Geoff Dyer is the author of ten non-fiction books and four novels. He has won the Somerset Maugham Prize, the Bollinger Everyman Wodehouse Prize for Comic Fiction, a Lannan Literary Award, the International Center of Photography's 2006 Infinity Award for writing on photography and the American Academy of Arts and Letters' E.M. Forster Award.

In 2012 he won a National Book Critics Circle Award and in 2015 he received a Windham Campbell Prize for non-fiction. His books have been translated into twenty-four languages.

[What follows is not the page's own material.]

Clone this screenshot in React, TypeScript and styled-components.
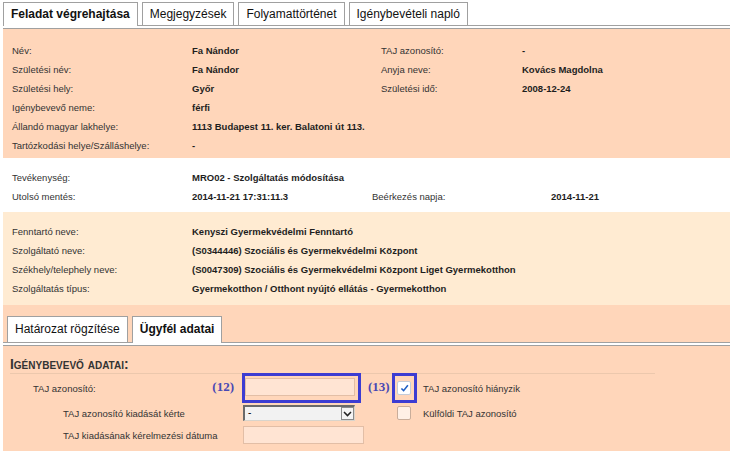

He currently lives in Los Angeles where he is Writer in Residence at the University of Southern California.

Lydia Davis

Lydia Davis is the author of one novel and several collections of short fiction, the latest of which is Samuel Johnson Is Indignant.

She is also the translator of numerous works from the French by, among others, Maurice Blanchot, Pierre Jean Jouve and Michel Leiris, and was recently named a Chevalier of the Order of Arts and Letters by the French government.

Jim Shepard

Jim Shepard is the National Book Award-finalist and highly acclaimed author of seven novels and five collections of stories, including The Book of Aron and Like You'd Understand, Anyway.

He lives in Massachusetts with his family and teaches creative writing at the historic liberal arts establishment Williams College.

Widely acclaimed as one of the US's finest writers, The World to Come is the first collection of his short stories to be published in the UK.

Jennifer Egan

Jennifer Egan is the author of A Visit From The Goon Squad, The Keep, Look at Me, The Invisible Circus, and the story collection Emerald City.

Her stories have been published in The New Yorker, Harper's Magazine, GQ, Zoetrope, All-Story, and Ploughshares, and her non-fiction appears frequently in The New York Times Magazine.

She lives with her husband and sons in Brooklyn.